Dataset content:
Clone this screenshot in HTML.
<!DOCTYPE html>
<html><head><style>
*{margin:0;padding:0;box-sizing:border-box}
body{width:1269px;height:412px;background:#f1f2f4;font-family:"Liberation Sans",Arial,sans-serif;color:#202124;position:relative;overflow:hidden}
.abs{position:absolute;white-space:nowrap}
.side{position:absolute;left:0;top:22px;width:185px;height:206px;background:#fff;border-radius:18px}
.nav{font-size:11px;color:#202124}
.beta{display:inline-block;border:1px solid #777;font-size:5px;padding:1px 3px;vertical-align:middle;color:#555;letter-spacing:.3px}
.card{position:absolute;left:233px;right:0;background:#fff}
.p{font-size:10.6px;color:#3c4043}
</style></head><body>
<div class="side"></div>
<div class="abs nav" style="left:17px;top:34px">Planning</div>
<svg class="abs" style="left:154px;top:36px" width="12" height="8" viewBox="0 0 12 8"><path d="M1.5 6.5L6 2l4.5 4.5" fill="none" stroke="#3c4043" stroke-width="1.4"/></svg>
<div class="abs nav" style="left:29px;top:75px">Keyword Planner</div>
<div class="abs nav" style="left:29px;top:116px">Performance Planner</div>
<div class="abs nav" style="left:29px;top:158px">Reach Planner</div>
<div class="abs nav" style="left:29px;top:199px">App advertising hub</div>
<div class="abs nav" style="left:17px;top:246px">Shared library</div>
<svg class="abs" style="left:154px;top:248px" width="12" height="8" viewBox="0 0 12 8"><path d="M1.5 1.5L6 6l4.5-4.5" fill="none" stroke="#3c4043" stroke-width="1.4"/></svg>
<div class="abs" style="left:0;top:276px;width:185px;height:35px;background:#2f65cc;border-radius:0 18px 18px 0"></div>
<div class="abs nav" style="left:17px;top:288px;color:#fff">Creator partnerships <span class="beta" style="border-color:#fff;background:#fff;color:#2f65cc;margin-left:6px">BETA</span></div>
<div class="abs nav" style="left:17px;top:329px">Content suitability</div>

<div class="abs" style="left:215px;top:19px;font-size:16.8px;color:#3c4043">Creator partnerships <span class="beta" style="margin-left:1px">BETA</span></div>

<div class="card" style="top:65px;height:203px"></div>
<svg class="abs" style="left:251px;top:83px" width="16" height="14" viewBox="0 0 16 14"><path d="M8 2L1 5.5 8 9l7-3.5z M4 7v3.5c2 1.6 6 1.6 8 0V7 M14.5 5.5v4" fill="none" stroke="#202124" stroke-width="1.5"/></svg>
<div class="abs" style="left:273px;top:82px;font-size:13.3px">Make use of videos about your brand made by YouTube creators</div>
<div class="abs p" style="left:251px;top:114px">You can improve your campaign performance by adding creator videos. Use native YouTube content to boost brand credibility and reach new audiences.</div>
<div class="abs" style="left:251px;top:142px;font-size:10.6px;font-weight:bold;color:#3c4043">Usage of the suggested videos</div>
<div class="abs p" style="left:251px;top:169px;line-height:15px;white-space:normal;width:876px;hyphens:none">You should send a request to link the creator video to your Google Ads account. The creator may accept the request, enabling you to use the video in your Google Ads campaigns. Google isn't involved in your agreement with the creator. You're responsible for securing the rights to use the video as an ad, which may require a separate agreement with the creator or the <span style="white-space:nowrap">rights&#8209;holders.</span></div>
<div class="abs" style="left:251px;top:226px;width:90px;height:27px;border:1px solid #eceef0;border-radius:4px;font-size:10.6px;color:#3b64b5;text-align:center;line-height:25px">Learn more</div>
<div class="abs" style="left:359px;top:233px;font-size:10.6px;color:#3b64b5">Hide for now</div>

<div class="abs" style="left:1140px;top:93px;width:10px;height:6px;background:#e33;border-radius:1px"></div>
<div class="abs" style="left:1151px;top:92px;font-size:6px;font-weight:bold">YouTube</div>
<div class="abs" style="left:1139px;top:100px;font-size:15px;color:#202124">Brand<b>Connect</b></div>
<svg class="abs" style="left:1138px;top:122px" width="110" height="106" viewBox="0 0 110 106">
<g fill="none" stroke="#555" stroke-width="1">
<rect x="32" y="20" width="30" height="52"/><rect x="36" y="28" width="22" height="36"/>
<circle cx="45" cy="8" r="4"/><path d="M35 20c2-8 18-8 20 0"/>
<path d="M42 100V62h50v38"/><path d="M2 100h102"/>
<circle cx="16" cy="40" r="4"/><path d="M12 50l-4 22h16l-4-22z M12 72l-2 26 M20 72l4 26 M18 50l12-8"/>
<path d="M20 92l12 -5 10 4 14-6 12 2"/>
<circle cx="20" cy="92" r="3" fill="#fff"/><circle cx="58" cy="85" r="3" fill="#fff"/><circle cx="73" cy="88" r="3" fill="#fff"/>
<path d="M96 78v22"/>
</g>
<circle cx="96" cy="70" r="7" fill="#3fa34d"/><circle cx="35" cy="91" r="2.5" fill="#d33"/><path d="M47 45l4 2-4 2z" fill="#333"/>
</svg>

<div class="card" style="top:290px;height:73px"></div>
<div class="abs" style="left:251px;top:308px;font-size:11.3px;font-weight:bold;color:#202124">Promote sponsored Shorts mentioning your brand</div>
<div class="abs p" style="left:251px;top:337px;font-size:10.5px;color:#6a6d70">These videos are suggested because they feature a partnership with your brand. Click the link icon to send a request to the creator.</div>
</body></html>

Stated problem: Return every line of the material exactly.

Exercise output:
Clone this screenshot in HTML.
<!DOCTYPE html>
<html><head><style>
*{margin:0;padding:0;box-sizing:border-box}
body{width:1269px;height:412px;background:#f1f2f4;font-family:"Liberation Sans",Arial,sans-serif;color:#202124;position:relative;overflow:hidden}
.abs{position:absolute;white-space:nowrap}
.side{position:absolute;left:0;top:22px;width:185px;height:206px;background:#fff;border-radius:18px}
.nav{font-size:11px;color:#202124}
.beta{display:inline-block;border:1px solid #777;font-size:5px;padding:1px 3px;vertical-align:middle;color:#555;letter-spacing:.3px}
.card{position:absolute;left:233px;right:0;background:#fff}
.p{font-size:10.6px;color:#3c4043}
</style></head><body>
<div class="side"></div>
<div class="abs nav" style="left:17px;top:34px">Planning</div>
<svg class="abs" style="left:154px;top:36px" width="12" height="8" viewBox="0 0 12 8"><path d="M1.5 6.5L6 2l4.5 4.5" fill="none" stroke="#3c4043" stroke-width="1.4"/></svg>
<div class="abs nav" style="left:29px;top:75px">Keyword Planner</div>
<div class="abs nav" style="left:29px;top:116px">Performance Planner</div>
<div class="abs nav" style="left:29px;top:158px">Reach Planner</div>
<div class="abs nav" style="left:29px;top:199px">App advertising hub</div>
<div class="abs nav" style="left:17px;top:246px">Shared library</div>
<svg class="abs" style="left:154px;top:248px" width="12" height="8" viewBox="0 0 12 8"><path d="M1.5 1.5L6 6l4.5-4.5" fill="none" stroke="#3c4043" stroke-width="1.4"/></svg>
<div class="abs" style="left:0;top:276px;width:185px;height:35px;background:#2f65cc;border-radius:0 18px 18px 0"></div>
<div class="abs nav" style="left:17px;top:288px;color:#fff">Creator partnerships <span class="beta" style="border-color:#fff;background:#fff;color:#2f65cc;margin-left:6px">BETA</span></div>
<div class="abs nav" style="left:17px;top:329px">Content suitability</div>

<div class="abs" style="left:215px;top:19px;font-size:16.8px;color:#3c4043">Creator partnerships <span class="beta" style="margin-left:1px">BETA</span></div>

<div class="card" style="top:65px;height:203px"></div>
<svg class="abs" style="left:251px;top:83px" width="16" height="14" viewBox="0 0 16 14"><path d="M8 2L1 5.5 8 9l7-3.5z M4 7v3.5c2 1.6 6 1.6 8 0V7 M14.5 5.5v4" fill="none" stroke="#202124" stroke-width="1.5"/></svg>
<div class="abs" style="left:273px;top:82px;font-size:13.3px">Make use of videos about your brand made by YouTube creators</div>
<div class="abs p" style="left:251px;top:114px">You can improve your campaign performance by adding creator videos. Use native YouTube content to boost brand credibility and reach new audiences.</div>
<div class="abs" style="left:251px;top:142px;font-size:10.6px;font-weight:bold;color:#3c4043">Usage of the suggested videos</div>
<div class="abs p" style="left:251px;top:169px;line-height:15px;white-space:normal;width:876px;hyphens:none">You should send a request to link the creator video to your Google Ads account. The creator may accept the request, enabling you to use the video in your Google Ads campaigns. Google isn't involved in your agreement with the creator. You're responsible for securing the rights to use the video as an ad, which may require a separate agreement with the creator or the <span style="white-space:nowrap">rights&#8209;holders.</span></div>
<div class="abs" style="left:251px;top:226px;width:90px;height:27px;border:1px solid #eceef0;border-radius:4px;font-size:10.6px;color:#3b64b5;text-align:center;line-height:25px">Learn more</div>
<div class="abs" style="left:359px;top:233px;font-size:10.6px;color:#3b64b5">Hide for now</div>

<div class="abs" style="left:1140px;top:93px;width:10px;height:6px;background:#e33;border-radius:1px"></div>
<div class="abs" style="left:1151px;top:92px;font-size:6px;font-weight:bold">YouTube</div>
<div class="abs" style="left:1139px;top:100px;font-size:15px;color:#202124">Brand<b>Connect</b></div>
<svg class="abs" style="left:1138px;top:122px" width="110" height="106" viewBox="0 0 110 106">
<g fill="none" stroke="#555" stroke-width="1">
<rect x="32" y="20" width="30" height="52"/><rect x="36" y="28" width="22" height="36"/>
<circle cx="45" cy="8" r="4"/><path d="M35 20c2-8 18-8 20 0"/>
<path d="M42 100V62h50v38"/><path d="M2 100h102"/>
<circle cx="16" cy="40" r="4"/><path d="M12 50l-4 22h16l-4-22z M12 72l-2 26 M20 72l4 26 M18 50l12-8"/>
<path d="M20 92l12 -5 10 4 14-6 12 2"/>
<circle cx="20" cy="92" r="3" fill="#fff"/><circle cx="58" cy="85" r="3" fill="#fff"/><circle cx="73" cy="88" r="3" fill="#fff"/>
<path d="M96 78v22"/>
</g>
<circle cx="96" cy="70" r="7" fill="#3fa34d"/><circle cx="35" cy="91" r="2.5" fill="#d33"/><path d="M47 45l4 2-4 2z" fill="#333"/>
</svg>

<div class="card" style="top:290px;height:73px"></div>
<div class="abs" style="left:251px;top:308px;font-size:11.3px;font-weight:bold;color:#202124">Promote sponsored Shorts mentioning your brand</div>
<div class="abs p" style="left:251px;top:337px;font-size:10.5px;color:#6a6d70">These videos are suggested because they feature a partnership with your brand. Click the link icon to send a request to the creator.</div>
</body></html>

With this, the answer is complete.